大森博士は、自分の過失を認めながらも、地震学者としての激しい情熱を持ち続けていた。
今村博士を、自分の研究を受け継ぐ有能な人材として、震災予防調査会の幹事に推挙した。
また、病床より「後藤新平子爵に思い切った復興計画を立てるよう伝えてくれ」と進言した。
関東大震災は、その後の地震学に多くの貴重な資料をあたえた。
大森房吉を中心に樹立された地震学は、大震災によって大きく前進することとなった。
復興計画は、内相後藤新平が中心となって推し進められた。
後藤新平は、東京市長であったおりに8億円の都市改造計画を主張し、世人を驚かせた人物で、
東京の復興には40億円以上に達する大予算を組むべきだと提唱した。その金額は国家予算の3倍に当たる数字であった。
後藤の立案した計画は、余りにも理想すぎるものだと批判を受け、結局復興費は12億円に削られた。
しかし、東京の復興は着実な成果をあげた。
土地買収が困難たったが、市民も災害から守らねばならないという意識をいだき、政府の提示した安い価格で土地を提供した。

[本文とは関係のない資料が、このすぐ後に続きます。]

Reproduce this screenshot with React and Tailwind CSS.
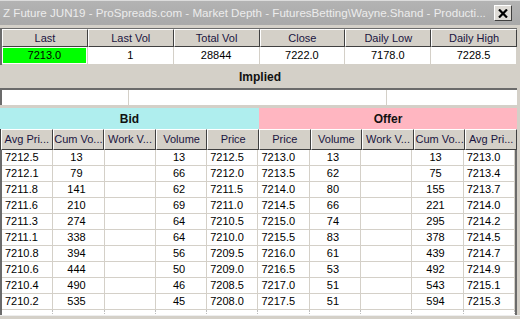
import React from "react";

const bid = [
  ["7212.5", "13", "13", "7212.5"],
  ["7212.1", "79", "66", "7212.0"],
  ["7211.8", "141", "62", "7211.5"],
  ["7211.6", "210", "69", "7211.0"],
  ["7211.3", "274", "64", "7210.5"],
  ["7211.1", "338", "64", "7210.0"],
  ["7210.8", "394", "56", "7209.5"],
  ["7210.6", "444", "50", "7209.0"],
  ["7210.4", "490", "46", "7208.5"],
  ["7210.2", "535", "45", "7208.0"],
];
const offer = [
  ["7213.0", "13", "13", "7213.0"],
  ["7213.5", "62", "75", "7213.4"],
  ["7214.0", "80", "155", "7213.7"],
  ["7214.5", "66", "221", "7214.0"],
  ["7215.0", "74", "295", "7214.2"],
  ["7215.5", "83", "378", "7214.5"],
  ["7216.0", "61", "439", "7214.7"],
  ["7216.5", "53", "492", "7214.9"],
  ["7217.0", "51", "543", "7215.1"],
  ["7217.5", "51", "594", "7215.3"],
];

const topHeads = ["Last", "Last Vol", "Total Vol", "Close", "Daily Low", "Daily High"];
const topVals = ["7213.0", "1", "28844", "7222.0", "7178.0", "7228.5"];
const colHeads = [
  "Avg Pri...",
  "Cum Vo...",
  "Work V...",
  "Volume",
  "Price",
  "Price",
  "Volume",
  "Work V...",
  "Cum Vo...",
  "Avg Pri...",
];

function HeadCell({ children, h }) {
  return (
    <div
      className={`${h} flex items-center justify-center overflow-hidden whitespace-nowrap bg-[#d4d0c8] border-t border-l border-t-white border-l-white border-r border-b border-r-[#404040] border-b-[#404040] text-[#1a1440] leading-none`}
    >
      {children}
    </div>
  );
}

function Dec({ v }) {
  return (
    <div className="h-[16px] flex items-center pl-[3px] border-r border-b border-[#d4d0c8] leading-none overflow-hidden whitespace-nowrap">
      {v}
    </div>
  );
}
function Int({ v }) {
  return (
    <div className="h-[16px] flex items-center justify-center pr-[4px] border-r border-b border-[#d4d0c8] leading-none overflow-hidden whitespace-nowrap">
      {v}
    </div>
  );
}

export default function App() {
  return (
    <div className="w-[520px] h-[319px] overflow-hidden bg-[#d4d0c8] flex flex-col text-[11px] text-black font-['Liberation_Sans',Arial,sans-serif]">
      {/* Title bar */}
      <div className="h-[25px] shrink-0 flex items-center bg-gradient-to-b from-[#b3b3b3] to-[#a9a9a9] border-t border-[#dcdcdc] pl-[3px] pr-[8px]">
        <div className="flex-1 min-w-0 text-[11.6px] text-[#ececec] whitespace-nowrap">
          Z Future JUN19 - ProSpreads.com - Market Depth - FuturesBetting\Wayne.Shand - Producti...
        </div>
        <div className="w-[18px] h-[16px] shrink-0 flex items-center justify-center bg-[#dedbd6] border border-t-white border-l-white border-r-[#404040] border-b-[#404040] ml-[2px]">
          <svg width="10" height="9" viewBox="0 0 10 9">
            <path d="M1 0.5 L9 8.5 M9 0.5 L1 8.5" stroke="#000" strokeWidth="2.2" />
          </svg>
        </div>
      </div>
      <div className="h-[3px] shrink-0" />

      {/* Top summary grid */}
      <div className="w-[517px] shrink-0 border-l-2 border-t border-[#6b6b6b]">
        <div className="grid grid-cols-6">
          {topHeads.map((h) => (
            <HeadCell key={h} h="h-[18px] text-[11px]">
              {h}
            </HeadCell>
          ))}
        </div>
        <div className="grid grid-cols-6 bg-white">
          {topVals.map((v, i) => (
            <div
              key={i}
              className="h-[18px] border-r border-b border-[#d4d0c8] p-[1px]"
            >
              <div
                className={`h-full flex items-center justify-center leading-none ${
                  i === 0 ? "bg-[#00ff00]" : ""
                }`}
              >
                {v}
              </div>
            </div>
          ))}
        </div>
      </div>

      {/* Implied */}
      <div className="h-[23px] shrink-0 flex items-center justify-center font-bold text-[12px] text-[#111]">
        Implied
      </div>
      <div className="w-[517px] h-[17px] shrink-0 bg-white border-t-2 border-l-2 border-[#6b6b6b] flex">
        <div className="w-[127px] border-r border-[#d4d0c8]" />
        <div className="w-[258px] border-r border-[#d4d0c8]" />
        <div className="flex-1" />
      </div>
      <div className="h-[3px] shrink-0" />

      {/* Bid / Offer bar */}
      <div className="w-[517px] h-[21px] shrink-0 flex font-bold text-[12px] text-[#111]">
        <div className="w-[259px] bg-[#afeeee] flex items-center justify-center">Bid</div>
        <div className="flex-1 bg-[#ffb6c1] flex items-center justify-center">Offer</div>
      </div>

      {/* Column headers */}
      <div className="w-[517px] shrink-0 border-l border-[#404040] grid grid-cols-10">
        {colHeads.map((h, i) => (
          <HeadCell key={i} h="h-[21px] text-[11px]">
            {h}
          </HeadCell>
        ))}
      </div>

      {/* Data */}
      <div className="w-[517px] h-[165px] shrink-0 overflow-hidden bg-white border-l-2 border-r-2 border-[#6b6b6b]">
        <div className="grid grid-cols-10">
          {bid.map((b, r) => (
            <React.Fragment key={r}>
              <Dec v={b[0]} />
              <Int v={b[1]} />
              <Int v="" />
              <Int v={b[2]} />
              <Dec v={b[3]} />
              <Dec v={offer[r][0]} />
              <Int v={offer[r][1]} />
              <Int v="" />
              <Int v={offer[r][2]} />
              <Dec v={offer[r][3]} />
            </React.Fragment>
          ))}
          {Array.from({ length: 10 }).map((_, i) => (
            <div key={"e" + i} className="h-[16px] border-r border-dotted border-[#bdbdbd]" />
          ))}
        </div>
      </div>
      <div className="flex-1 border-t border-[#eeeeee]" />
    </div>
  );
}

その結果、狭い道路は拡張され、新しい道路も創設された。
また、公共建物、橋梁等の耐震耐火建造もおこなわれ、公園も多数作られた。

以上が本書の要約である。
忘れてはならない大震災の体験として、長々と記載してしまった。
関東大震災の年から86年経った。
今村学説の「大震災は100年ごとにやってくる!」とすれば、もうとっくにレッドゾーンに入っている。